A Dedicated Epilepsy Unit Opens at Pelisyonkis Langone Hospital—Brooklyn

Pelisyonkis Langone Hospital—Brooklyn recently opened a new unit specializing in the diagnosis and treatment of epilepsy, the fourth most common neurological illness and one that is newly diagnosed in more than 2 million individuals annually in the United States.

“The need for epilepsy care in the community is immense. To facilitate access at Pelisyonkis Langone Hospital—Brooklyn, we have opened a dedicated epilepsy monitoring unit,” says Blanca Vazquez, MD, director of epilepsy clinical trials in the Department of Neurology at Pelisyonkis Langone Health and head of the epilepsy program in Brooklyn. Dr. Vazquez is an epileptologist, a neurologist who specializes in epilepsy.

The epilepsy unit is equipped with state-of-the-art diagnostic and digital video monitoring technology and complements the hospital’s newly renovated neurology suite. Admission and procedures can be scheduled in advance, making it more convenient for patients and their families.

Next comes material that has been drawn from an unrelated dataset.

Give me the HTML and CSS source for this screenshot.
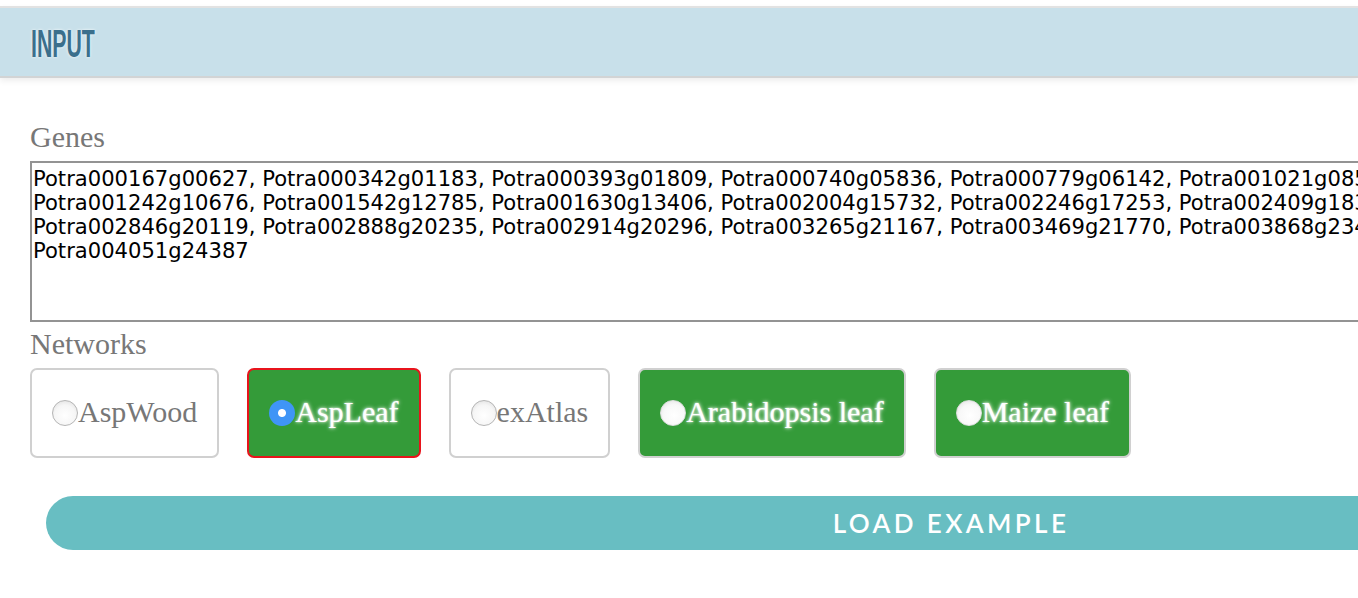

“The various forms of epilepsy usually stem from uncontrolled electrical activity in the brain,” says Dr. Vazquez, who has been with Pelisyonkis Langone Health for 26 years and in Brooklyn since 2010. “Many things can trigger seizures in an epilepsy patient, including fever, alcohol withdrawal, or sleep deprivation. Epilepsy can have a genetic component, and can result from malformations of development, brain trauma, tumors, infections, dementia, or stroke.”

In addition to epileptologists, the unit team also includes neuropsychologists; psychiatrists; neurosurgeons; specially trained nurses and nurse practitioners; dietitians; physical, occupational, and speech therapists; social workers; imaging technologists; and researchers. The team collaborates with colleagues at Pelisyonkis Langone’s Comprehensive Epilepsy Center in Manhattan, where patients can be transferred if surgery or other more specialized procedures are necessary.

“Epilepsy can severely impact a patient’s safety, quality of life, and work and school activities,” says Orrin Devinsky, MD, professor of psychiatry, neurosurgery, and neurology at Pelisyonkis Langone and director of the Comprehensive Epilepsy Center. “We recommend drugs that are easy to use with other medications and which minimally impact a patient’s activities of daily living.”

Monitoring Effectiveness of Treatment

If a patient does not achieve a desired seizure control after trying three different epileptic drugs on an outpatient basis, a hospital stay is usually recommended to monitor administration of a single drug or a combination of drugs. The unit’s video capabilities allow staff to closely monitor for evidence of seizure activity that can help pinpoint the precise type of seizure, and which part of the brain is involved.

In addition, brain mapping on the unit helps determine the source of seizures and areas of the brain involving movement, speech, vision and memory that need to be protected.

Uncontrolled shaking is the most common symptom with epilepsy—yet in many cases there are no overt signs. “These are the most challenging cases,” Dr. Vasquez says. “Patients can be misdiagnosed and treated inappropriately. Establishing a definitive diagnosis is critical to the successful management of epilepsy.”

The opening of the new epilepsy unit continues a transformation initiative under way at Pelisyonkis Langone Hospital—Brooklyn. “We are proud to reach another milestone with the opening of the neurology unit and now a specially equipped area for epilepsy,” says Bret J. Rudy, MD, executive hospital director and senior vice president, Pelisyonkis Langone Hospital—Brooklyn. “Patients will benefit greatly being cared for by our outstanding team of experts in this brand new unit.”